To accept others and ourselves just the way we are is also the best hope for the depth of understanding that makes possible both collective and individual transformation. Only by understanding our differences with others and only by understanding our differences with ourselves is it possible to find practical solutions to conflict. Moreover, when we attend to the differences at play we already put in motion the process of change. This is because attending is a transformative act. By shifting the emphasis from opposition to acceptance, replacing critical judgment with compassionate discernment, the simple act of attending invites new information that generates insight and lays the groundwork for change.

The change that is made possible through total acceptance can lead to greater health, smoother functioning, and more contentment. It can end wars between people and end wars within ourselves. And it can lead to a more vital experience of life. It cannot, however, make us any more or less perfect, at least not in the unconventional sense of the term. Because no matter how much we do or don't change, we are always just as equally entitled to love. This is what it means to be perfect as is.
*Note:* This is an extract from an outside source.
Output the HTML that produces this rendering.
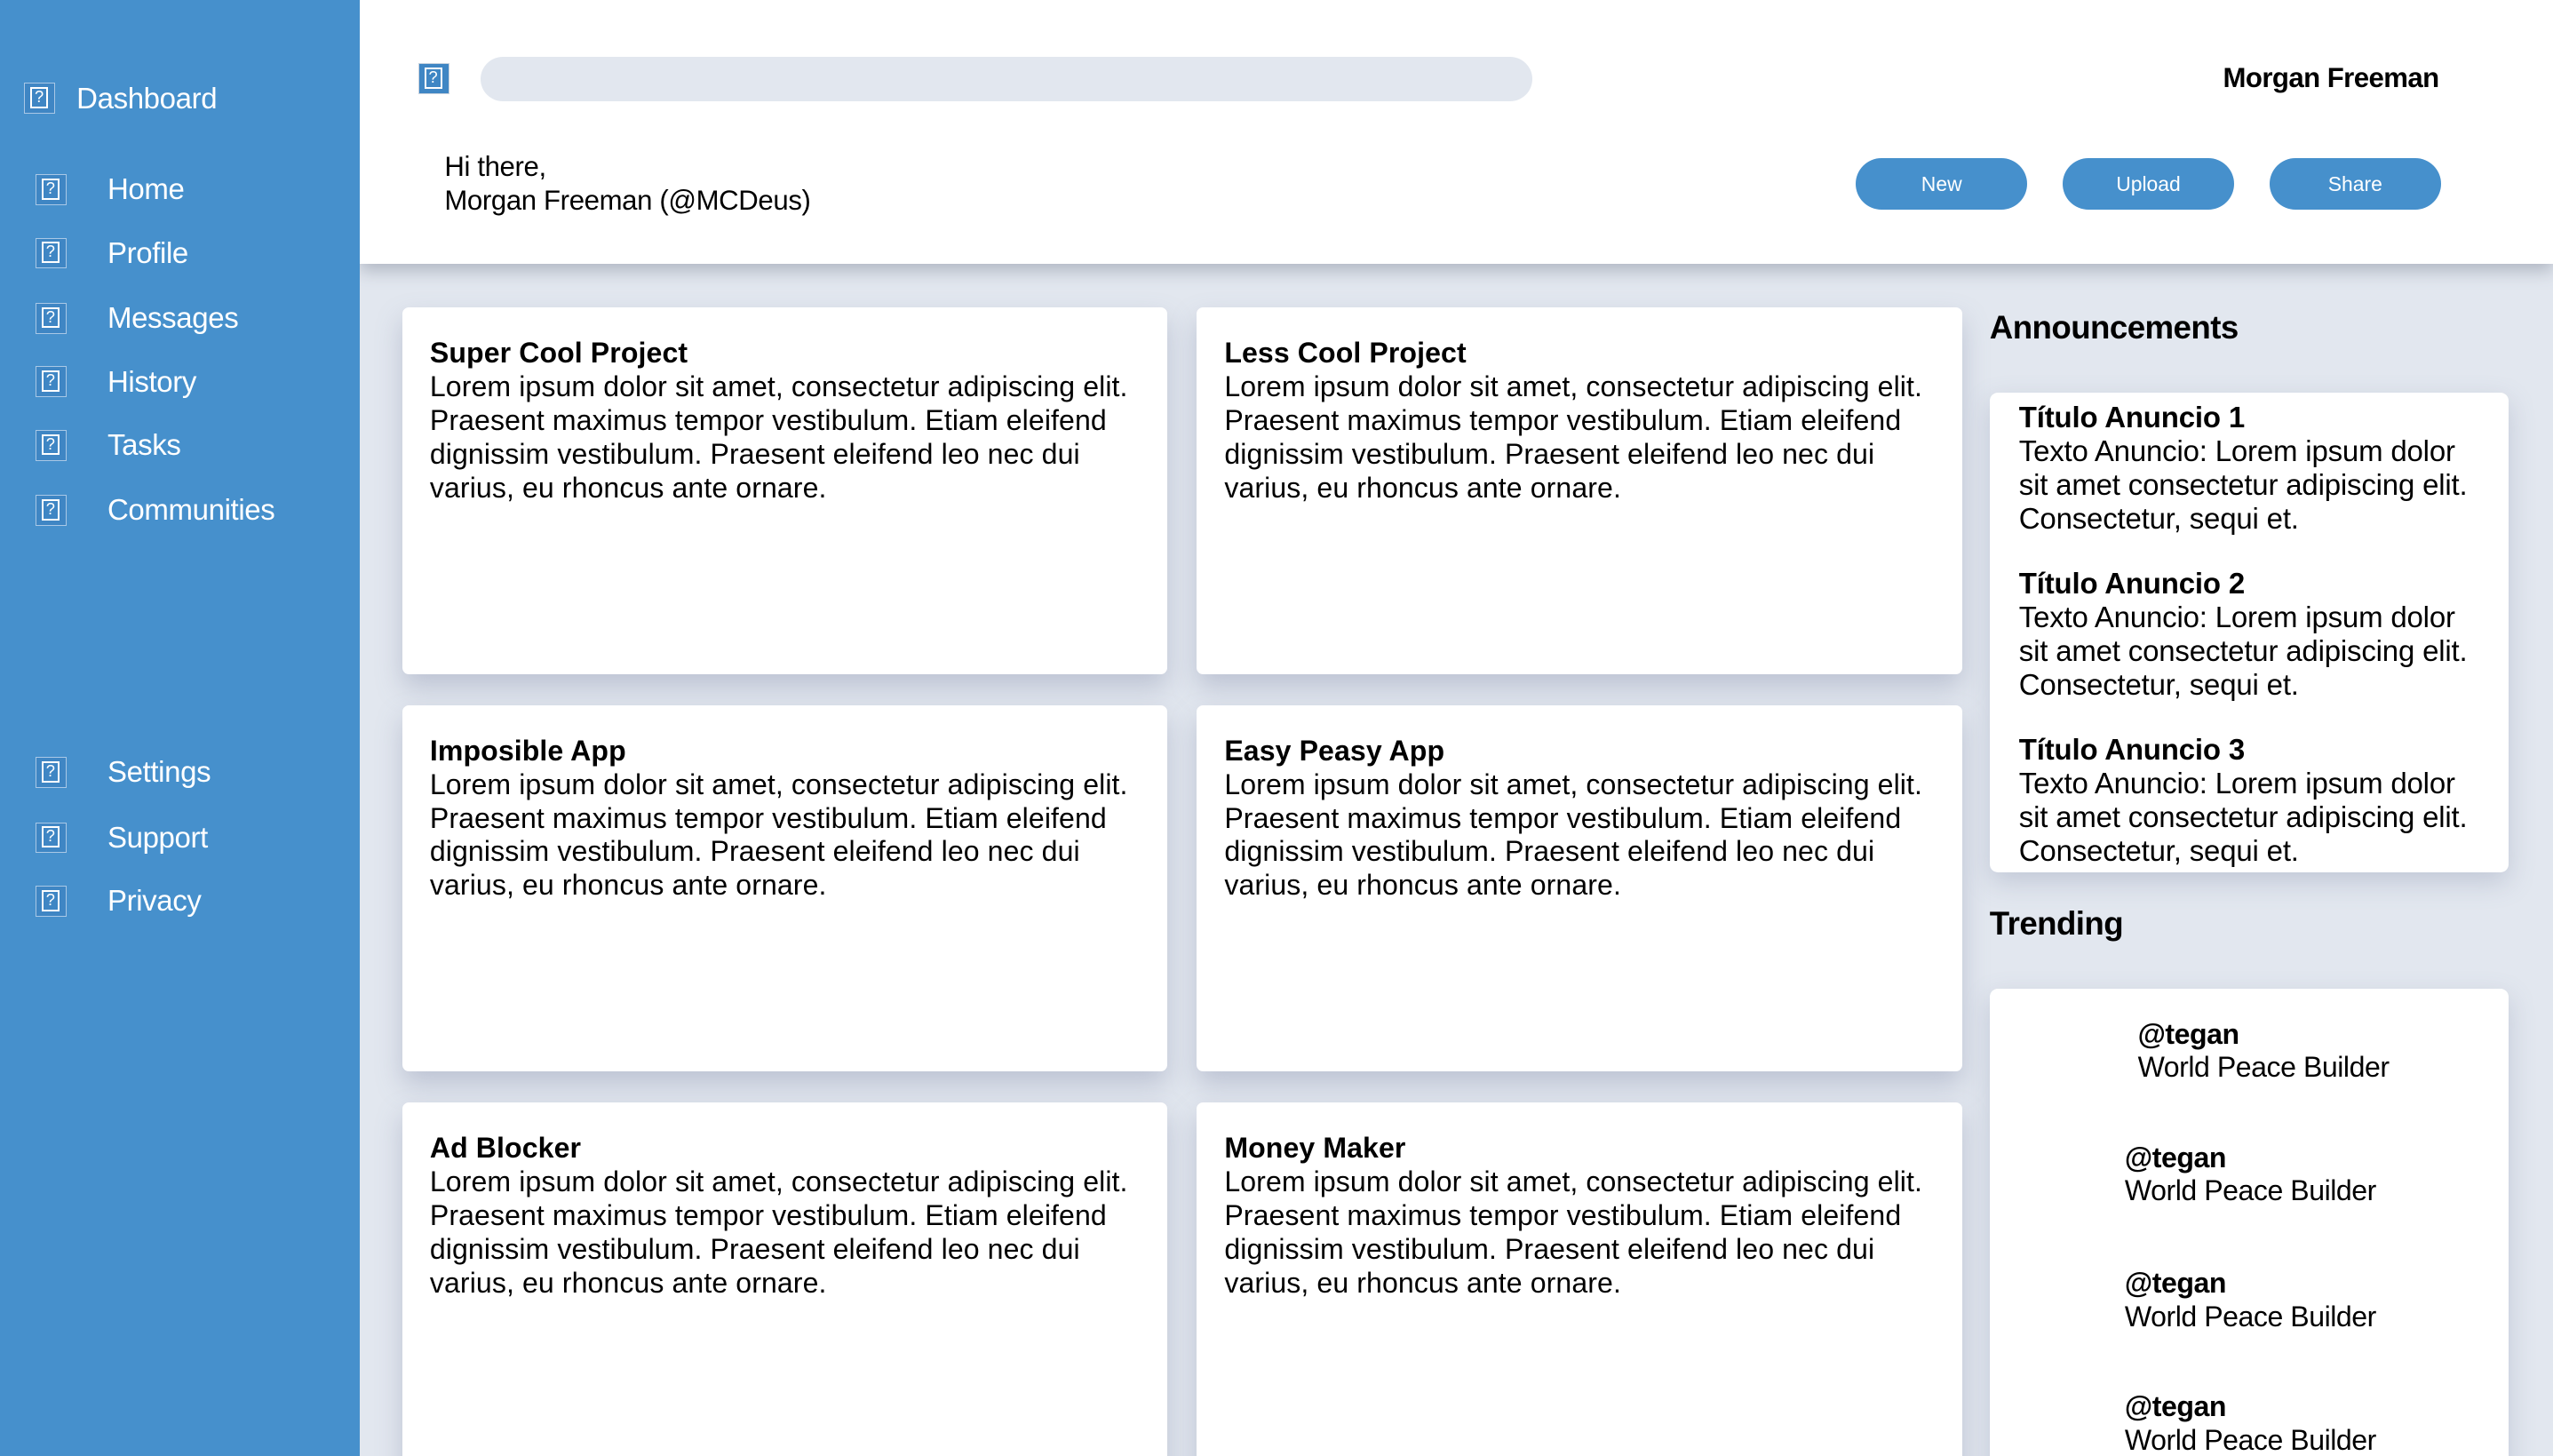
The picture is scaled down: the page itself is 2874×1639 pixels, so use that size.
<!DOCTYPE html>
<html><head><meta charset="utf-8"><style>
html,body{margin:0;padding:0}
html{zoom:1.8329;height:894px;overflow:hidden}
body{width:1568px;height:894px;position:relative;overflow:hidden;background:#e2e7ef;font-family:"Liberation Sans",Arial,sans-serif;color:#000}
.abs{position:absolute}
.side{left:0;top:0;width:221px;height:894px;background:#4690cc;z-index:3}
.ic{position:absolute;width:19px;height:19px;border:1px solid #a9c8e6;box-sizing:border-box;background:#3f86c4}
.ic::after{content:"?";position:absolute;left:3px;top:2px;width:11px;height:13px;border:1.5px solid #fff;box-sizing:border-box;color:#fff;font-size:10px;line-height:10px;text-align:center}
.nav{position:absolute;color:#fff;font-size:18px;letter-spacing:-0.2px}
.head{left:221px;top:0;width:1347px;height:162px;background:#fff;box-shadow:0 4px 10px rgba(80,90,110,.35);z-index:2}
.btn{position:absolute;top:97px;width:105px;height:32px;border-radius:16px;background:#4690cc;color:#fff;font-size:12.5px;text-align:center;line-height:32px}
.card{position:absolute;width:470px;height:225px;background:#fff;border-radius:4px;box-shadow:0 8px 16px rgba(120,130,160,.35)}
.card .t{position:absolute;left:17px;top:18px;font-size:17.5px;line-height:20.7px;letter-spacing:0.05px;white-space:nowrap}
b{font-weight:bold}
.h2{position:absolute;font-size:20px;font-weight:bold;letter-spacing:-0.3px}
.panel{position:absolute;left:1222px;width:319px;background:#fff;border-radius:5px;box-shadow:0 6px 16px rgba(120,130,160,.3)}
.ann{position:absolute;left:18px;font-size:18px;line-height:20.7px;letter-spacing:-0.1px;white-space:nowrap}
.tr{position:absolute;font-size:17.5px;line-height:20.5px;letter-spacing:-0.25px;white-space:nowrap}
</style></head><body>
<div class="abs side">
  <div class="ic" style="left:15px;top:51px"></div><div class="nav" style="left:47px;top:50px">Dashboard</div>
  <div class="ic" style="left:22px;top:107px"></div><div class="nav" style="left:66px;top:106px">Home</div>
  <div class="ic" style="left:22px;top:146px"></div><div class="nav" style="left:66px;top:145px">Profile</div>
  <div class="ic" style="left:22px;top:186px"></div><div class="nav" style="left:66px;top:185px">Messages</div>
  <div class="ic" style="left:22px;top:225px"></div><div class="nav" style="left:66px;top:224px">History</div>
  <div class="ic" style="left:22px;top:264px"></div><div class="nav" style="left:66px;top:263px">Tasks</div>
  <div class="ic" style="left:22px;top:304px"></div><div class="nav" style="left:66px;top:303px">Communities</div>
  <div class="ic" style="left:22px;top:465px"></div><div class="nav" style="left:66px;top:464px">Settings</div>
  <div class="ic" style="left:22px;top:505px"></div><div class="nav" style="left:66px;top:504px">Support</div>
  <div class="ic" style="left:22px;top:544px"></div><div class="nav" style="left:66px;top:543px">Privacy</div>
</div>
<div class="abs head">
  <div class="ic" style="left:36px;top:39px;border-color:#c9d3de"></div>
  <div class="abs" style="left:74px;top:35px;width:646px;height:27px;border-radius:14px;background:#e2e7ef"></div>
  <div class="abs" style="right:70px;top:38px;font-size:17px;font-weight:bold;letter-spacing:-0.3px">Morgan Freeman</div>
  <div class="abs" style="left:52px;top:92px;font-size:17px;line-height:21px;letter-spacing:-0.2px">Hi there,<br>Morgan Freeman (@MCDeus)</div>
  <div class="btn" style="left:919px">New</div>
  <div class="btn" style="left:1046px">Upload</div>
  <div class="btn" style="left:1173px">Share</div>
</div>
<div class="card" style="left:247px;top:189px"><div class="t"><b>Super Cool Project</b><br>Lorem ipsum dolor sit amet, consectetur adipiscing elit.<br>Praesent maximus tempor vestibulum. Etiam eleifend<br>dignissim vestibulum. Praesent eleifend leo nec dui<br>varius, eu rhoncus ante ornare.</div></div>
<div class="card" style="left:735px;top:189px"><div class="t"><b>Less Cool Project</b><br>Lorem ipsum dolor sit amet, consectetur adipiscing elit.<br>Praesent maximus tempor vestibulum. Etiam eleifend<br>dignissim vestibulum. Praesent eleifend leo nec dui<br>varius, eu rhoncus ante ornare.</div></div>
<div class="card" style="left:247px;top:433px"><div class="t"><b>Imposible App</b><br>Lorem ipsum dolor sit amet, consectetur adipiscing elit.<br>Praesent maximus tempor vestibulum. Etiam eleifend<br>dignissim vestibulum. Praesent eleifend leo nec dui<br>varius, eu rhoncus ante ornare.</div></div>
<div class="card" style="left:735px;top:433px"><div class="t"><b>Easy Peasy App</b><br>Lorem ipsum dolor sit amet, consectetur adipiscing elit.<br>Praesent maximus tempor vestibulum. Etiam eleifend<br>dignissim vestibulum. Praesent eleifend leo nec dui<br>varius, eu rhoncus ante ornare.</div></div>
<div class="card" style="left:247px;top:677px;height:240px"><div class="t"><b>Ad Blocker</b><br>Lorem ipsum dolor sit amet, consectetur adipiscing elit.<br>Praesent maximus tempor vestibulum. Etiam eleifend<br>dignissim vestibulum. Praesent eleifend leo nec dui<br>varius, eu rhoncus ante ornare.</div></div>
<div class="card" style="left:735px;top:677px;height:240px"><div class="t"><b>Money Maker</b><br>Lorem ipsum dolor sit amet, consectetur adipiscing elit.<br>Praesent maximus tempor vestibulum. Etiam eleifend<br>dignissim vestibulum. Praesent eleifend leo nec dui<br>varius, eu rhoncus ante ornare.</div></div>
<div class="h2" style="left:1222px;top:190px">Announcements</div>
<div class="panel" style="top:241px;height:295px">
  <div class="ann" style="top:5px"><b>Título Anuncio 1</b><br>Texto Anuncio: Lorem ipsum dolor<br>sit amet consectetur adipiscing elit.<br>Consectetur, sequi et.</div>
  <div class="ann" style="top:107px"><b>Título Anuncio 2</b><br>Texto Anuncio: Lorem ipsum dolor<br>sit amet consectetur adipiscing elit.<br>Consectetur, sequi et.</div>
  <div class="ann" style="top:209px"><b>Título Anuncio 3</b><br>Texto Anuncio: Lorem ipsum dolor<br>sit amet consectetur adipiscing elit.<br>Consectetur, sequi et.</div>
</div>
<div class="h2" style="left:1222px;top:556px">Trending</div>
<div class="panel" style="top:607px;height:310px">
  <div class="tr" style="left:91px;top:18px"><b>@tegan</b><br>World Peace Builder</div>
  <div class="tr" style="left:83px;top:94px"><b>@tegan</b><br>World Peace Builder</div>
  <div class="tr" style="left:83px;top:171px"><b>@tegan</b><br>World Peace Builder</div>
  <div class="tr" style="left:83px;top:247px"><b>@tegan</b><br>World Peace Builder</div>
</div>
</body></html>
Worthy of love no matter what.

When I look back at that terrible moment years ago when my girlfriend asked suddenly if I liked her body part, I now understand what she really was asking. She was asking if I accepted her just the way she was. Without condition. Without comparison. Without requiring any change. She wasn't asking if I liked her body but rather if I loved her self. I only wish I could have answered, "You're perfect just the way you are." But it has taken me a lifetime to understand what this means.